* TASK INPUTS
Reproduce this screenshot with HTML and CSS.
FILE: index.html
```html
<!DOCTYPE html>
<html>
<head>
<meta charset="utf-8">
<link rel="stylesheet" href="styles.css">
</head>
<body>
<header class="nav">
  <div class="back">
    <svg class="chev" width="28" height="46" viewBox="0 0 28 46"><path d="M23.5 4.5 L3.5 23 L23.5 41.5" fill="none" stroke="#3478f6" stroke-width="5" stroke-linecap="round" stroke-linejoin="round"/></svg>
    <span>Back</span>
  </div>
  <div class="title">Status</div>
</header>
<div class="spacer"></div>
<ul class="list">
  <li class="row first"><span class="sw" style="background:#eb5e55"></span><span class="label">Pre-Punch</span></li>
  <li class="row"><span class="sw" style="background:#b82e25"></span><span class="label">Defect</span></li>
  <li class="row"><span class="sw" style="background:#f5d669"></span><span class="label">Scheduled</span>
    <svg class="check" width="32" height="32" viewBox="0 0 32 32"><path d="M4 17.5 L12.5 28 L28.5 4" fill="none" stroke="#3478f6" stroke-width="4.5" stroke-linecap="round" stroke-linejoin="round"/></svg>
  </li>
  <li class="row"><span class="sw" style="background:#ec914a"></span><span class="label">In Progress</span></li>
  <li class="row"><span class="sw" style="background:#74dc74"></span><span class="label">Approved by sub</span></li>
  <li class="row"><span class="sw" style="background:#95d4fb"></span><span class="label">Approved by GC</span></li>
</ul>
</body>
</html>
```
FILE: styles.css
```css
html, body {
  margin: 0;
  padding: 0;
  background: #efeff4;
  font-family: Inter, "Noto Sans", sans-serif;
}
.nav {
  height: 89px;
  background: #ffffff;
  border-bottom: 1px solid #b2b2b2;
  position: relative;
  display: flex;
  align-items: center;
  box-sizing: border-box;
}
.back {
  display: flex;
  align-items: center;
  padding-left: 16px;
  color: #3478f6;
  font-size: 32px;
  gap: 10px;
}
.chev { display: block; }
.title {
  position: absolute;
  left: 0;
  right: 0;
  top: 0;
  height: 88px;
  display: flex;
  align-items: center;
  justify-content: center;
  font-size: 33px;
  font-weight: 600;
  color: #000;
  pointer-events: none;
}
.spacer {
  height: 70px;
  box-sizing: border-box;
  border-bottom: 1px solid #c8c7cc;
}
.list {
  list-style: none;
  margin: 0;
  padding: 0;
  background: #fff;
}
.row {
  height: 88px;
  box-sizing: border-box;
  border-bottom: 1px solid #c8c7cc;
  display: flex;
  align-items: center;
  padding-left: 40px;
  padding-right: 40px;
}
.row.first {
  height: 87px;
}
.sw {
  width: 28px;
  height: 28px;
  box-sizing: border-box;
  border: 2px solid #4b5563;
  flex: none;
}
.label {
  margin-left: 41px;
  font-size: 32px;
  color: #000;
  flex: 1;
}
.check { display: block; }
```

==

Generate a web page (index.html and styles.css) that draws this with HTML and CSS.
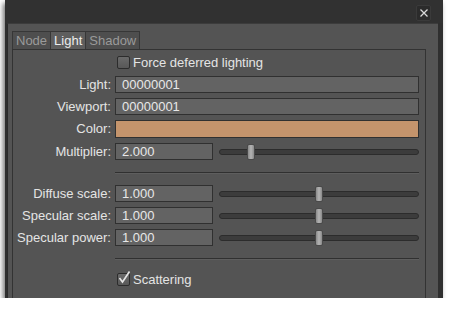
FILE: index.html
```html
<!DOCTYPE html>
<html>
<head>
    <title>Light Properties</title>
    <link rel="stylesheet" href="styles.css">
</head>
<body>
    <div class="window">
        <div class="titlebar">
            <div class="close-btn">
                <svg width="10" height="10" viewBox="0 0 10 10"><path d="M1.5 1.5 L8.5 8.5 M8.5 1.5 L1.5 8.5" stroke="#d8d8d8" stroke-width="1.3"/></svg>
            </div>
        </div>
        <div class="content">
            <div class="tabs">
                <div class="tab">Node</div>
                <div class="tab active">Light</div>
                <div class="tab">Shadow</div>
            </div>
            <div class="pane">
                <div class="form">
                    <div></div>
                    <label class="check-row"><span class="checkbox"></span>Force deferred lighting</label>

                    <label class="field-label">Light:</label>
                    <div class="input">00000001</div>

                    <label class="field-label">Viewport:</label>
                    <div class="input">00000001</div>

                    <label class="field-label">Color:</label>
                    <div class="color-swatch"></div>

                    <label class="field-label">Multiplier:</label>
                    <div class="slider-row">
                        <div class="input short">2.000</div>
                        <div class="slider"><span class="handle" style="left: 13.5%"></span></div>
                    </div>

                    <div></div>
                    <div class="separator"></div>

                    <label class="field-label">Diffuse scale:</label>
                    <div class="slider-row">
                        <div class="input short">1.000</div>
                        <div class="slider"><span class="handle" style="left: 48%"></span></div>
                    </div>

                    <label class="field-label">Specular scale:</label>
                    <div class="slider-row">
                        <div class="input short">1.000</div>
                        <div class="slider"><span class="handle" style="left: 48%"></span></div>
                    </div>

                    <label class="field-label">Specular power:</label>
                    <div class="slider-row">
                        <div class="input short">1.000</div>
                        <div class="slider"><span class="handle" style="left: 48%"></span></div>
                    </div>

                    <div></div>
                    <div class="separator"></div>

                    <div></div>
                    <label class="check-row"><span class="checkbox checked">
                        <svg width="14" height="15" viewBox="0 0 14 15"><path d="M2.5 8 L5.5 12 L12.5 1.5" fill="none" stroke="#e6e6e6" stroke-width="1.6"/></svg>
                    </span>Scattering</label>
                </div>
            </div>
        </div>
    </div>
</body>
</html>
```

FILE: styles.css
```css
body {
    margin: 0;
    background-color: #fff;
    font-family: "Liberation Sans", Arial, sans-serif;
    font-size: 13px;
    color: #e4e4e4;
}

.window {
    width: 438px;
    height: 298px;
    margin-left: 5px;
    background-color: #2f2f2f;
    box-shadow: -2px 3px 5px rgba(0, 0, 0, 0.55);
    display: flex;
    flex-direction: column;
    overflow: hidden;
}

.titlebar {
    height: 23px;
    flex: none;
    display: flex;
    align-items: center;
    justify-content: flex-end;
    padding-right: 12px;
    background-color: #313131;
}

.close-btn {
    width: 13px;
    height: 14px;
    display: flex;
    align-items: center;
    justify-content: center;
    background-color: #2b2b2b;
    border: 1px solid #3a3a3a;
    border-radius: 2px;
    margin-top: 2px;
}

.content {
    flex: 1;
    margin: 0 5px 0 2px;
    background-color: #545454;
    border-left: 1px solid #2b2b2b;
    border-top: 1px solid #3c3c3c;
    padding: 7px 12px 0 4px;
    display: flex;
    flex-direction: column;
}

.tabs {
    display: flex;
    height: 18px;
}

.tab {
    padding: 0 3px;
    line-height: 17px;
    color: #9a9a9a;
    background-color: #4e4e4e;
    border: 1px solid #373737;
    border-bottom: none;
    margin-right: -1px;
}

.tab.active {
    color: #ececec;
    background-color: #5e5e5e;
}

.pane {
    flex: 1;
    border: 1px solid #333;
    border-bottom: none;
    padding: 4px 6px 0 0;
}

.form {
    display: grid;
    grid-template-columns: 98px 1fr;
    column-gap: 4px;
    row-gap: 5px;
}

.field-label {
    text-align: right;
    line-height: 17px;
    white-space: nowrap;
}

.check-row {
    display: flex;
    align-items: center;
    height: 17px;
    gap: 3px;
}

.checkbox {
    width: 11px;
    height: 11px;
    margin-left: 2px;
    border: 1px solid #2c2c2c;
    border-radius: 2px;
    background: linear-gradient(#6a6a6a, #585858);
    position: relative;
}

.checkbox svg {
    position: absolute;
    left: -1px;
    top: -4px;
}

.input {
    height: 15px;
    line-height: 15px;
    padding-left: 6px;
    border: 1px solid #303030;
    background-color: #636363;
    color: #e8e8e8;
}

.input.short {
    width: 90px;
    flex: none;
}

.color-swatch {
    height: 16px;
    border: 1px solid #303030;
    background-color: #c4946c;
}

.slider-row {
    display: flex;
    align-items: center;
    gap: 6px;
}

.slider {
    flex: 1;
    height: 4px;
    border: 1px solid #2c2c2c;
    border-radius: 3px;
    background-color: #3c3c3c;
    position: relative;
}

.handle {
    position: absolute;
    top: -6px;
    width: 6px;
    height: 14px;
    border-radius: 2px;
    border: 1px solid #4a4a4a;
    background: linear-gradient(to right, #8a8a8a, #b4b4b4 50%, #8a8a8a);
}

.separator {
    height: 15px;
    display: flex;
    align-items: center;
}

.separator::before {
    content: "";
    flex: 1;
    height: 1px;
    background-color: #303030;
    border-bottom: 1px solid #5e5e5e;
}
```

...

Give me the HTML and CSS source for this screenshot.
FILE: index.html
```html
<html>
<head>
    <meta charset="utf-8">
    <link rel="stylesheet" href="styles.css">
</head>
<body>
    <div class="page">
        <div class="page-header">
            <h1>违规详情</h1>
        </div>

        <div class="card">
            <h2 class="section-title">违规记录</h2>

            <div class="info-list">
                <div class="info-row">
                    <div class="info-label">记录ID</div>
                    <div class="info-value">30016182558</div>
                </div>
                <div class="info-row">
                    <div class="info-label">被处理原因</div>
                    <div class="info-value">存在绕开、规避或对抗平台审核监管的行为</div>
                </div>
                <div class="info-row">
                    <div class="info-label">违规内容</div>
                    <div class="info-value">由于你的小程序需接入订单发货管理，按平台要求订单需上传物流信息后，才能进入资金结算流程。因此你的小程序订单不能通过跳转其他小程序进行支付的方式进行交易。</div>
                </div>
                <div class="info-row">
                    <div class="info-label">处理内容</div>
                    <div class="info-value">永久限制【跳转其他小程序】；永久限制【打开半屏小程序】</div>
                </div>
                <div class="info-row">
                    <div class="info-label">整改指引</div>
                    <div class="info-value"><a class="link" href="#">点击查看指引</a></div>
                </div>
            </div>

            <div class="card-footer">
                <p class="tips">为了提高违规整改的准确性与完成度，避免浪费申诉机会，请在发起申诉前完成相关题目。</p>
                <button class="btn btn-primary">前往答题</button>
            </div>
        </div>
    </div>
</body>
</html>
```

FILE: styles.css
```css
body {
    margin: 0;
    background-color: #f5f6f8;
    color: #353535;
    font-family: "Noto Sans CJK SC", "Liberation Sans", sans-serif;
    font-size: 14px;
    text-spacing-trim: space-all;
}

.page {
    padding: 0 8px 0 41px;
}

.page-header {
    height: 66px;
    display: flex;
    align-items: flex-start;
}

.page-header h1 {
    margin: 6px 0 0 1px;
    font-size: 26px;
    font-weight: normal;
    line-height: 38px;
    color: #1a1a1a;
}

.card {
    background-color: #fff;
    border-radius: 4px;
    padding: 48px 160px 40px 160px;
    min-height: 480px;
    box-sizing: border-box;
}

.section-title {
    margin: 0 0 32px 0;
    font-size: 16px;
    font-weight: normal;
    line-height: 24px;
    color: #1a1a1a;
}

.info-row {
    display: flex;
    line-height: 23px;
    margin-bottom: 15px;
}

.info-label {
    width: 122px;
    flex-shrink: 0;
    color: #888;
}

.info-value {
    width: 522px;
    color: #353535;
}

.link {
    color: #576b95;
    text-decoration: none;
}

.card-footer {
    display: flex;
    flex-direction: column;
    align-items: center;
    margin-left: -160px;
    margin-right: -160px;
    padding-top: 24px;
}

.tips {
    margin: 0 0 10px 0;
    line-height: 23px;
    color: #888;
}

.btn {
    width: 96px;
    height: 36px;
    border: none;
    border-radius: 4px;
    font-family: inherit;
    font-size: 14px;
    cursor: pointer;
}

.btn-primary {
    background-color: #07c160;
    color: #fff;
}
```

* WORK REQUIRED
From the listing above, pick out every line containing "screenshot".

* EXPECTED OUTPUT
Reproduce this screenshot with HTML and CSS.
Give me the HTML and CSS source for this screenshot.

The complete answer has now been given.